PART FIVE The Eagle Rejoices 1189

67 Winchester, 1189

Later, after the tablecloth had been lifted, Marshal came to the chief purpose of his visit.

“My lady, we must get down to business. This cannot wait. I have come here, not just to set you free, but to inform you that the King has entrusted you with the power of ruling England as regent. I carry in my saddle pouch instructions to the princes and lords of the realm that your word shall be law in all matters.”

Her heart was suddenly singing. This was the measure of Richard’s love and trust, she knew. And, please God, she would be equal to it. Not many men, let alone women, were called at the advanced age of sixty-seven to such responsibility and honor. She gave thanks that her years of endurance had taught her a degree of wisdom, despite what she had self-deprecatingly said to William Marshal, and that she was as energetic as she had ever been, and had all her faculties about her. She knew, for she had learned in a hard school, how to rule well, and how to command the respect and obedience—and the love—of her people. Her new authority, for which she thanked God most humbly, would sit easily upon her.

She was eager to be gone from Winchester, to grasp the reins of government and wield power for the common good. She would make sure that she exerted a sage and benevolent influence over her son the King, who was going to need all the help and support he could get to rule his great empire. His subjects in England hardly knew him, for he was a stranger to them. Well, she would do all in her power to win him their love.

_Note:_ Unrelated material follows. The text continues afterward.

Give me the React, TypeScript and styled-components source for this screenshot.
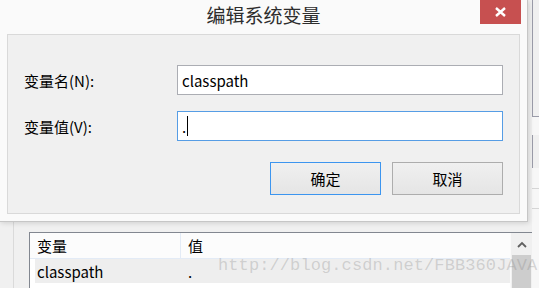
import React from 'react';
import styled, { createGlobalStyle } from 'styled-components';

const GlobalStyle = createGlobalStyle`
  html, body {
    margin: 0;
    padding: 0;
  }
  body {
    font-family: "Noto Sans CJK SC", "Noto Sans", sans-serif;
    background: #f0f0f0;
  }
  * {
    box-sizing: border-box;
  }
`;

const Screen = styled.div`
  position: relative;
  width: 539px;
  height: 288px;
  overflow: hidden;
  background: #f0f0f0;
`;

/* the window behind the dialog */
const Backdrop = styled.div`
  display: flex;
  height: 100%;
`;

const BackMain = styled.div`
  width: 532px;
  display: flex;
  flex-direction: column;
  padding: 222px 0 0 13px;
`;

const BackPanel = styled.div`
  flex: 1;
  display: flex;
  flex-direction: column;
  border-left: 1px solid #dadada;
  padding: 10px 0 0 15px;
`;

const ListBox = styled.div`
  width: 504px;
  flex: 1;
  display: flex;
  background: #fff;
  border: 1px solid #828790;
  border-bottom: none;
`;

const ListBody = styled.div`
  flex: 1;
  display: flex;
  flex-direction: column;
  font-size: 15px;
  color: #000;
`;

const HeaderRow = styled.div`
  display: flex;
  height: 26px;
  background: #fcfcfc;
  border-bottom: 1px solid #e3ebf6;
`;

const HeaderCell = styled.div<{ $width?: number }>`
  width: ${({ $width }) => ($width ? `${$width}px` : 'auto')};
  flex: ${({ $width }) => ($width ? 'none' : '1')};
  display: flex;
  align-items: center;
  padding-left: 7px;
  border-right: ${({ $width }) => ($width ? '1px solid #e3ebf6' : 'none')};
`;

const DataRow = styled.div`
  display: flex;
  height: 24px;
  margin-left: 5px;
  background: #eeeeee;
`;

const DataCell = styled.div<{ $width?: number; $pad: number }>`
  width: ${({ $width }) => ($width ? `${$width}px` : 'auto')};
  flex: ${({ $width }) => ($width ? 'none' : '1')};
  display: flex;
  align-items: center;
  padding-left: ${({ $pad }) => $pad}px;
`;

const ScrollBar = styled.div`
  width: 22px;
  display: flex;
  flex-direction: column;
  background: #f0f0f0;
  border-left: 1px solid #fafafa;
`;

const ScrollArrow = styled.div`
  height: 22px;
  display: flex;
  align-items: center;
  justify-content: center;
`;

const ScrollThumb = styled.div`
  flex: 1;
  margin: 0 1px;
  background: #cdcdcd;
`;

const BackSide = styled.div`
  flex: 1;
  display: flex;
  flex-direction: column;
  background: #f7f7f7;
`;

const SideBox = styled.div<{ $h: number; $gap: number; $bottom?: boolean }>`
  height: ${({ $h }) => $h}px;
  margin-top: ${({ $gap }) => $gap}px;
  border-left: 1px solid #9b9ca9;
  border-bottom: ${({ $bottom }) => ($bottom ? '1px solid #9b9ca9' : 'none')};
  background: #f0f0f0;
`;

const SideLine = styled.div<{ $gap: number }>`
  margin-top: ${({ $gap }) => $gap}px;
  height: 1px;
  background: #d6d6d6;
`;

const Watermark = styled.div`
  position: absolute;
  left: 218px;
  top: 256px;
  font-family: "Liberation Mono", "DejaVu Sans Mono", monospace;
  font-size: 17px;
  letter-spacing: 0.1px;
  color: rgba(140, 140, 140, 0.32);
  white-space: nowrap;
  pointer-events: none;
`;

/* the dialog */
const Dialog = styled.div`
  position: absolute;
  left: 0;
  top: 0;
  width: 528px;
  height: 222px;
  display: flex;
  flex-direction: column;
  padding: 0 7px 7px 7px;
  background: #fafafa;
  border-right: 1px solid #c6c6c6;
  border-bottom: 1px solid #c6c6c6;
  box-shadow: 1px 1px 5px rgba(0, 0, 0, 0.14);
`;

const TitleBar = styled.div`
  position: relative;
  height: 34px;
  padding-bottom: 4px;
  display: flex;
  align-items: center;
  justify-content: center;
`;

const Title = styled.div`
  font-size: 19px;
  line-height: 30px;
  color: #2d2d2d;
`;

const CloseButton = styled.div`
  position: absolute;
  top: 0;
  right: -1px;
  width: 41px;
  height: 24px;
  display: flex;
  align-items: center;
  justify-content: center;
  background: #c75050;
`;

const Panel = styled.div`
  flex: 1;
  display: flex;
  flex-direction: column;
  gap: 16px;
  padding: 30px 16px 0 16px;
  background: #f0f0f0;
  border: 1px solid #d9d9d9;
`;

const FieldRow = styled.div`
  display: grid;
  grid-template-columns: 153px 1fr;
  align-items: center;
  height: 30px;
`;

const Label = styled.div`
  font-size: 15px;
  color: #000;
`;

const TextBox = styled.div<{ $focused?: boolean }>`
  height: 30px;
  display: flex;
  align-items: center;
  padding: 0 4px;
  font-size: 15px;
  color: #000;
  background: #fff;
  border: 1px solid ${({ $focused }) => ($focused ? '#569de5' : '#abadb3')};
`;

const Caret = styled.span`
  display: inline-block;
  width: 1px;
  height: 20px;
  margin-left: 1px;
  background: #000;
`;

const ButtonRow = styled.div`
  display: flex;
  justify-content: flex-end;
  gap: 11px;
  margin-top: 5px;
`;

const Button = styled.div<{ $primary?: boolean }>`
  width: 111px;
  height: 33px;
  display: flex;
  align-items: center;
  justify-content: center;
  font-size: 15px;
  color: #000;
  background: linear-gradient(#f0f0f0, #e5e5e5);
  border: 1px solid ${({ $primary }) => ($primary ? '#3c95ef' : '#adadad')};
`;

export default function App() {
  return (
    <Screen>
      <GlobalStyle />
      <Backdrop>
        <BackMain>
          <BackPanel>
            <ListBox>
              <ListBody>
                <HeaderRow>
                  <HeaderCell $width={151}>变量</HeaderCell>
                  <HeaderCell>值</HeaderCell>
                </HeaderRow>
                <DataRow>
                  <DataCell $width={146} $pad={2}>classpath</DataCell>
                  <DataCell $pad={7}>.</DataCell>
                </DataRow>
              </ListBody>
              <ScrollBar>
                <ScrollArrow>
                  <svg width="10" height="7" viewBox="0 0 10 7">
                    <polyline points="1,6 5,2 9,6" fill="none" stroke="#606060" strokeWidth="1.8" />
                  </svg>
                </ScrollArrow>
                <ScrollThumb />
              </ScrollBar>
            </ListBox>
          </BackPanel>
        </BackMain>
        <BackSide>
          <SideBox $h={117} $gap={0} $bottom />
          <SideBox $h={33} $gap={18} />
          <SideLine $gap={20} />
          <SideLine $gap={19} />
        </BackSide>
      </Backdrop>
      <Watermark>http://blog.csdn.net/FBB360JAVA</Watermark>

      <Dialog>
        <TitleBar>
          <Title>编辑系统变量</Title>
          <CloseButton>
            <svg width="11" height="10" viewBox="0 0 11 10">
              <path d="M1 1 L10 9 M10 1 L1 9" stroke="#fff" strokeWidth="2.4" />
            </svg>
          </CloseButton>
        </TitleBar>
        <Panel>
          <FieldRow>
            <Label>变量名(N):</Label>
            <TextBox>classpath</TextBox>
          </FieldRow>
          <FieldRow>
            <Label>变量值(V):</Label>
            <TextBox $focused>
              .<Caret />
            </TextBox>
          </FieldRow>
          <ButtonRow>
            <Button $primary>确定</Button>
            <Button>取消</Button>
          </ButtonRow>
        </Panel>
      </Dialog>
    </Screen>
  );
}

Her head was full of plans. She would go to Westminster and make every free man in England swear to bear fealty to their new liege lord. Then she would make a progress through the shires, dispensing justice and disposing of all things as she sought fit, cozening the obedience of the nobles. She would transact the business of court and chancery in the King’s name, but using her own seal.

She was bursting with great plans. She would reform the harsh forest laws, which were so injurious to the poor who tried to scratch a living from the vast swaths of woodland that kings had hitherto regarded purely as their personal hunting grounds. She would legislate for honest weights and measures, and a coinage that would be legal tender anywhere in the kingdom; and she would found hospitals and free prisoners. If any protested against that, she would remind them that she had found prison to be a terrible thing, and that those who were released from it experienced such a delightful refreshment of the spirits that they would make sure never to risk such punishment again. She would make herself exceedingly respected and beloved, to her son’s benefit and that of the whole kingdom.

With God’s help, she would do all this and more, with wisdom and compassion, and in her own name: Eleanor, by the grace of God, Queen of England.